Le gouvernement, qui veut favoriser les plus petits véhicules de ce type, avait prévu une exonération de taxes pour les véhicules de moins de 4CV fiscaux (« c’est un seuil européen et national »), provoquant des protestations du côté des concessionnaires, ce qui avait fait dire à Moetai Brotherson que le seuil pourrait être relevé. À vérifier, précise le ministre. Comprendre : les concessionnaires n’importent pas les véhicules d’entrée de gamme sur lesquels leur marge est plus faible.

En tout état de cause, « il ne faudrait pas qu’on appelle vertueux quelqu’un qui achète un gros SUV électrique détaxé, alors que le petit Polynésien qui prend du thermique ne serait pas vertueux alors qu’il contribue au travers d’une taxe, et que celui qui a les moyens ne le fait pas », dit Tevaiti Pomare.

Un petit cadeau de bienvenue à Google

La nouvelle loi fiscale prévoit aussi d’allonger de trois à cinq ans la durée d’exonération d’impôt sur les sociétés, d’impôt minimum forfaitaire, de contribution des patentes, d’impôt sur les transactions ou encore du régime simplifié des TPE, dans le domaine du numérique. Une mesure qui concernerait Google, par exemple : « Le président a annoncé que Google allait venir installer des câbles et mettre des data centers sur place et ça représenterait plus de 160 milliards d’investissements privés l’année prochaine déjà. C’est énorme. »
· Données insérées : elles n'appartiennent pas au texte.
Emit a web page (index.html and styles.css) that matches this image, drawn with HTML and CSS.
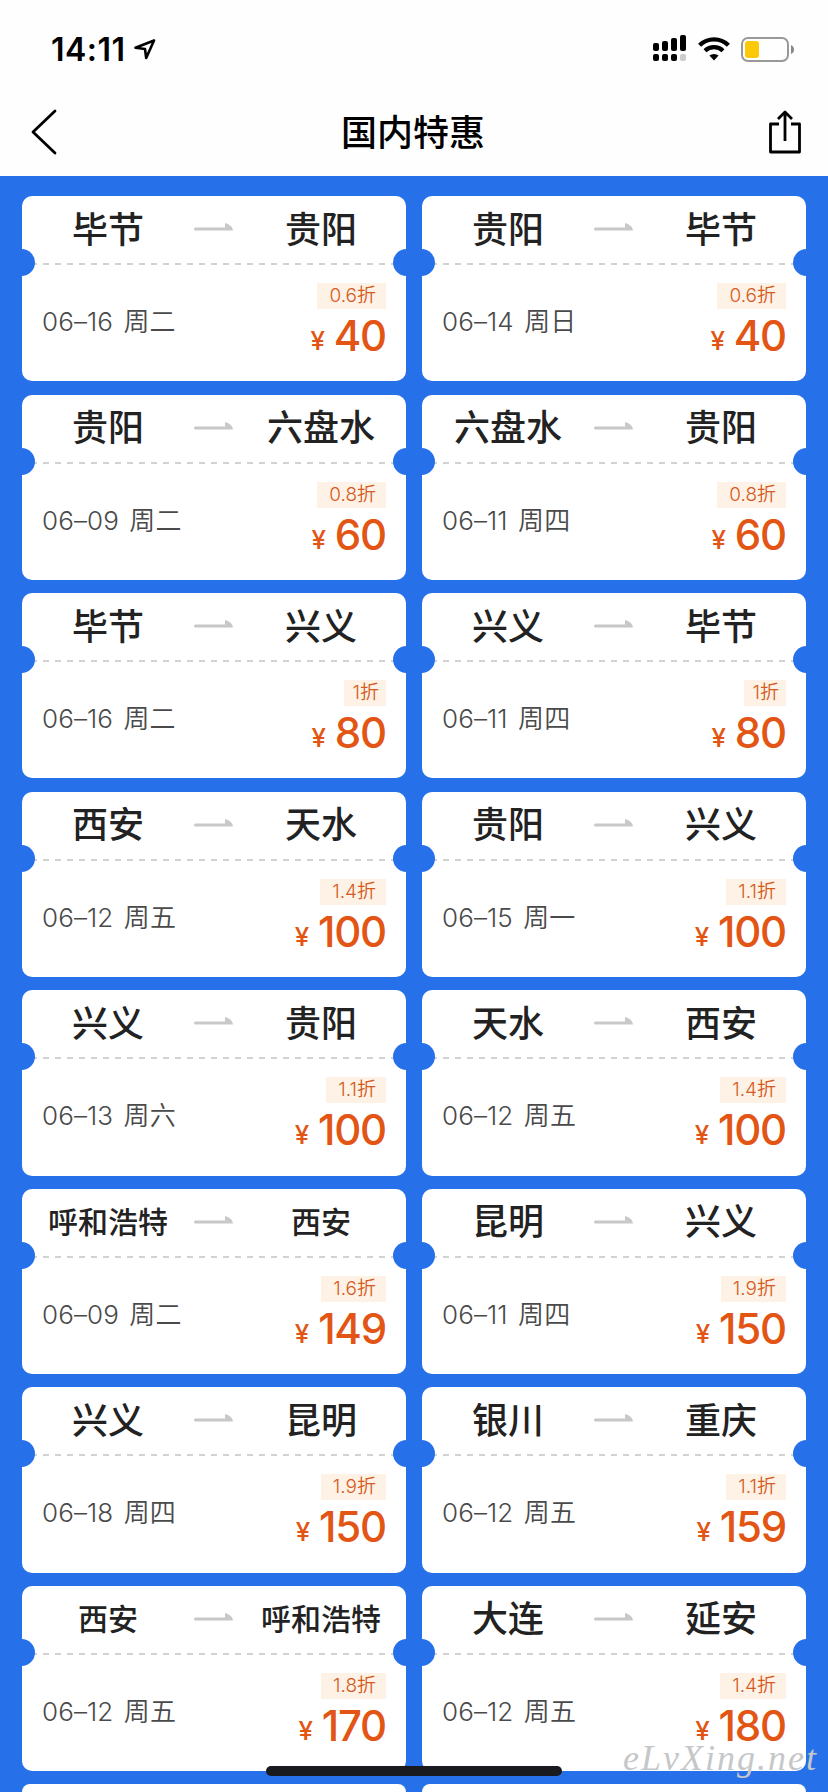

La malbouffe toujours pas inquiétée

Rien dans la loi fiscale ne concerne le sucre et le gras, le ministre reste vague sur cette question, délicate au regard de la puissance des acteurs du secteur alimentaire, et sur laquelle le gouvernement Fritch s’était déjà cassé les dents en 2016. Il assure avoir demandé une étude sur la possibilité d’un affichage plus dissuasif, et parle de prévention à renforcer.